§ Instruction
Each entry below is to be printed verbatim.

====

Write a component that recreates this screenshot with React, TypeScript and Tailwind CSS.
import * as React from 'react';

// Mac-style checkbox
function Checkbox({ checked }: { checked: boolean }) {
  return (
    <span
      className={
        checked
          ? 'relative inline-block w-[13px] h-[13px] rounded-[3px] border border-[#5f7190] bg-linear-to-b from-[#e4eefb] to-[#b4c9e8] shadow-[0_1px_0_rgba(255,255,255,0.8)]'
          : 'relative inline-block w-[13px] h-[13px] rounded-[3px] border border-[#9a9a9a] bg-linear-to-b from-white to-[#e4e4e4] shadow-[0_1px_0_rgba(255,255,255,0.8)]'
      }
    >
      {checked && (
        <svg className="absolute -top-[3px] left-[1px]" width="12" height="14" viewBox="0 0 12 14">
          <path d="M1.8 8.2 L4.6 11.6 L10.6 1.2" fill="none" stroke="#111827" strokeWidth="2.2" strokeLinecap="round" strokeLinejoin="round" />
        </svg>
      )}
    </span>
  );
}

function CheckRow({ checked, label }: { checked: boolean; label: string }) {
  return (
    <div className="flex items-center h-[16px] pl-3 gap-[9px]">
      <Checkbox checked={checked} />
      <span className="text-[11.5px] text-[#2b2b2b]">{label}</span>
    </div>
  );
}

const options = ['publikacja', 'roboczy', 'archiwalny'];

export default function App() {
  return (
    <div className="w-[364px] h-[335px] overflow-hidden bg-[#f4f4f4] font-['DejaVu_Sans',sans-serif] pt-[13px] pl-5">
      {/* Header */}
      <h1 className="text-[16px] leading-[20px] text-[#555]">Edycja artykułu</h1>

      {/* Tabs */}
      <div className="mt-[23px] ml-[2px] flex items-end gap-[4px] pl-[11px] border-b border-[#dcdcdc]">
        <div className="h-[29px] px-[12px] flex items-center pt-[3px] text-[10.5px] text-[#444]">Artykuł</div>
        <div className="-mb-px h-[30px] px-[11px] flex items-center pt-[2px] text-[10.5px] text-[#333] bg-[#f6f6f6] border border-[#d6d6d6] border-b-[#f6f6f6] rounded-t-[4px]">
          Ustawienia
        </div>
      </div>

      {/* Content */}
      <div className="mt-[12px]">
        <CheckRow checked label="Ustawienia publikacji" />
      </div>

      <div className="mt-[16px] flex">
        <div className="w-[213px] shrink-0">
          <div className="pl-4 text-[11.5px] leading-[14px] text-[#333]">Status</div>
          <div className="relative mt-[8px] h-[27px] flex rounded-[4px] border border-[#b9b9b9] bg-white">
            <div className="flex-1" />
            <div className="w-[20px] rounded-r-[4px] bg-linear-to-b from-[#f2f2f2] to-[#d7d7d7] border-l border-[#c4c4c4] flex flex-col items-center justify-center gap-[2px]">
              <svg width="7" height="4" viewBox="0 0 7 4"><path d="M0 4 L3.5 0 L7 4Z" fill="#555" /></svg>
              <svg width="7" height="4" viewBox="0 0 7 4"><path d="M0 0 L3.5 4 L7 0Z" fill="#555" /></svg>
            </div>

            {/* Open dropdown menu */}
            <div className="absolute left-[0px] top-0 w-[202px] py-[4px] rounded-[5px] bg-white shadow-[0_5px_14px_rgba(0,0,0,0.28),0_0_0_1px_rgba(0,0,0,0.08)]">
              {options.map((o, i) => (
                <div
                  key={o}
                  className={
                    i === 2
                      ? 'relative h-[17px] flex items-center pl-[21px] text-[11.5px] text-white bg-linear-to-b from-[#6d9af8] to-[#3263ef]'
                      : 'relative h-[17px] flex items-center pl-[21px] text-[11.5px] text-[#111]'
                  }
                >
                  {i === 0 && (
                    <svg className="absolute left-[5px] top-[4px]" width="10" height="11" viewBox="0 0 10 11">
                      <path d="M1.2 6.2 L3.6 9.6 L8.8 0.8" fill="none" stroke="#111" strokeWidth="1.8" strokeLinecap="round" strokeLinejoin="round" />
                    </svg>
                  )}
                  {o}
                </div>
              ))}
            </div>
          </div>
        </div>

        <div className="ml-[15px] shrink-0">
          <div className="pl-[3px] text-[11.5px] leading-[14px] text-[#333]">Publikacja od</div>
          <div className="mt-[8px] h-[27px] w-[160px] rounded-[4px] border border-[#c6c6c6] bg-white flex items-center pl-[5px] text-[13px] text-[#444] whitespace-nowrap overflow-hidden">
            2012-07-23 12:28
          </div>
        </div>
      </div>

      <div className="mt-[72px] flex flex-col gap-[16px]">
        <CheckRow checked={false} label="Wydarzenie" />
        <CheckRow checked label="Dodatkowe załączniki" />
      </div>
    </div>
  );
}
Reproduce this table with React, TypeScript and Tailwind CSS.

====

§ Result below
Write a component that recreates this screenshot with React, TypeScript and Tailwind CSS.
import * as React from 'react';

// Mac-style checkbox
function Checkbox({ checked }: { checked: boolean }) {
  return (
    <span
      className={
        checked
          ? 'relative inline-block w-[13px] h-[13px] rounded-[3px] border border-[#5f7190] bg-linear-to-b from-[#e4eefb] to-[#b4c9e8] shadow-[0_1px_0_rgba(255,255,255,0.8)]'
          : 'relative inline-block w-[13px] h-[13px] rounded-[3px] border border-[#9a9a9a] bg-linear-to-b from-white to-[#e4e4e4] shadow-[0_1px_0_rgba(255,255,255,0.8)]'
      }
    >
      {checked && (
        <svg className="absolute -top-[3px] left-[1px]" width="12" height="14" viewBox="0 0 12 14">
          <path d="M1.8 8.2 L4.6 11.6 L10.6 1.2" fill="none" stroke="#111827" strokeWidth="2.2" strokeLinecap="round" strokeLinejoin="round" />
        </svg>
      )}
    </span>
  );
}

function CheckRow({ checked, label }: { checked: boolean; label: string }) {
  return (
    <div className="flex items-center h-[16px] pl-3 gap-[9px]">
      <Checkbox checked={checked} />
      <span className="text-[11.5px] text-[#2b2b2b]">{label}</span>
    </div>
  );
}

const options = ['publikacja', 'roboczy', 'archiwalny'];

export default function App() {
  return (
    <div className="w-[364px] h-[335px] overflow-hidden bg-[#f4f4f4] font-['DejaVu_Sans',sans-serif] pt-[13px] pl-5">
      {/* Header */}
      <h1 className="text-[16px] leading-[20px] text-[#555]">Edycja artykułu</h1>

      {/* Tabs */}
      <div className="mt-[23px] ml-[2px] flex items-end gap-[4px] pl-[11px] border-b border-[#dcdcdc]">
        <div className="h-[29px] px-[12px] flex items-center pt-[3px] text-[10.5px] text-[#444]">Artykuł</div>
        <div className="-mb-px h-[30px] px-[11px] flex items-center pt-[2px] text-[10.5px] text-[#333] bg-[#f6f6f6] border border-[#d6d6d6] border-b-[#f6f6f6] rounded-t-[4px]">
          Ustawienia
        </div>
      </div>

      {/* Content */}
      <div className="mt-[12px]">
        <CheckRow checked label="Ustawienia publikacji" />
      </div>

      <div className="mt-[16px] flex">
        <div className="w-[213px] shrink-0">
          <div className="pl-4 text-[11.5px] leading-[14px] text-[#333]">Status</div>
          <div className="relative mt-[8px] h-[27px] flex rounded-[4px] border border-[#b9b9b9] bg-white">
            <div className="flex-1" />
            <div className="w-[20px] rounded-r-[4px] bg-linear-to-b from-[#f2f2f2] to-[#d7d7d7] border-l border-[#c4c4c4] flex flex-col items-center justify-center gap-[2px]">
              <svg width="7" height="4" viewBox="0 0 7 4"><path d="M0 4 L3.5 0 L7 4Z" fill="#555" /></svg>
              <svg width="7" height="4" viewBox="0 0 7 4"><path d="M0 0 L3.5 4 L7 0Z" fill="#555" /></svg>
            </div>

            {/* Open dropdown menu */}
            <div className="absolute left-[0px] top-0 w-[202px] py-[4px] rounded-[5px] bg-white shadow-[0_5px_14px_rgba(0,0,0,0.28),0_0_0_1px_rgba(0,0,0,0.08)]">
              {options.map((o, i) => (
                <div
                  key={o}
                  className={
                    i === 2
                      ? 'relative h-[17px] flex items-center pl-[21px] text-[11.5px] text-white bg-linear-to-b from-[#6d9af8] to-[#3263ef]'
                      : 'relative h-[17px] flex items-center pl-[21px] text-[11.5px] text-[#111]'
                  }
                >
                  {i === 0 && (
                    <svg className="absolute left-[5px] top-[4px]" width="10" height="11" viewBox="0 0 10 11">
                      <path d="M1.2 6.2 L3.6 9.6 L8.8 0.8" fill="none" stroke="#111" strokeWidth="1.8" strokeLinecap="round" strokeLinejoin="round" />
                    </svg>
                  )}
                  {o}
                </div>
              ))}
            </div>
          </div>
        </div>

        <div className="ml-[15px] shrink-0">
          <div className="pl-[3px] text-[11.5px] leading-[14px] text-[#333]">Publikacja od</div>
          <div className="mt-[8px] h-[27px] w-[160px] rounded-[4px] border border-[#c6c6c6] bg-white flex items-center pl-[5px] text-[13px] text-[#444] whitespace-nowrap overflow-hidden">
            2012-07-23 12:28
          </div>
        </div>
      </div>

      <div className="mt-[72px] flex flex-col gap-[16px]">
        <CheckRow checked={false} label="Wydarzenie" />
        <CheckRow checked label="Dodatkowe załączniki" />
      </div>
    </div>
  );
}
Reproduce this table with React, TypeScript and Tailwind CSS.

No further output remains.